Now, the epilogue. Bob Cole, who delivered the commentary, has retired to Utah, where his hobbies include archeology and the relics of ancient peoples. Contacted by telephone, he maintained that all he did in 1966 was to tell the truth. He says he was misunderstood.

BOB COLE: What I was trying to point out was that maybe in the long run, for their sake, and this was a bad choice of words, of course, that we should have let natural forces take over. And this included such things as starvation and hunger and so on. But we have to remember that a lot of these people up there at Red Lake, in effect, were out of the bush, so to speak, for only a couple of hundred years. And so our idea of civilization was a little bit more advanced.

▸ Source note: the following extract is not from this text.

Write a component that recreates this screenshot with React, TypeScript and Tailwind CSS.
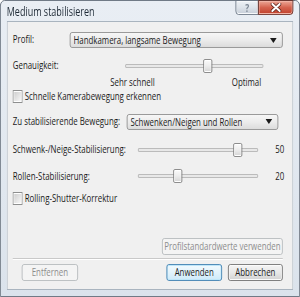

LEIF ENGER: Cole left Bemidji in 1980 and was given a 200-guest farewell banquet by the Chamber of Commerce. Red Lake tribal chairman Roger Jourdain, who led the boycott and remains at the heart of Indian white relations in Northern Minnesota, refused to be interviewed for this story. So did several other Indian leaders who were instrumental in the boycott.

The summation then is left to a white man, writer Bob Troyer, who keeps a thick file on the boycott, but never needs to look at it to tell the story.

BOB TROYER: think it symbolized a quantum shift in power. Indians may have lost their land base, but this was a statement, and they made it stick that we may be small in numbers. We may have only a very little land left, but we still are and we will be recognized as such.

LEIF ENGER: Bemidji writer, Bob Troyer. This is Leif Enger.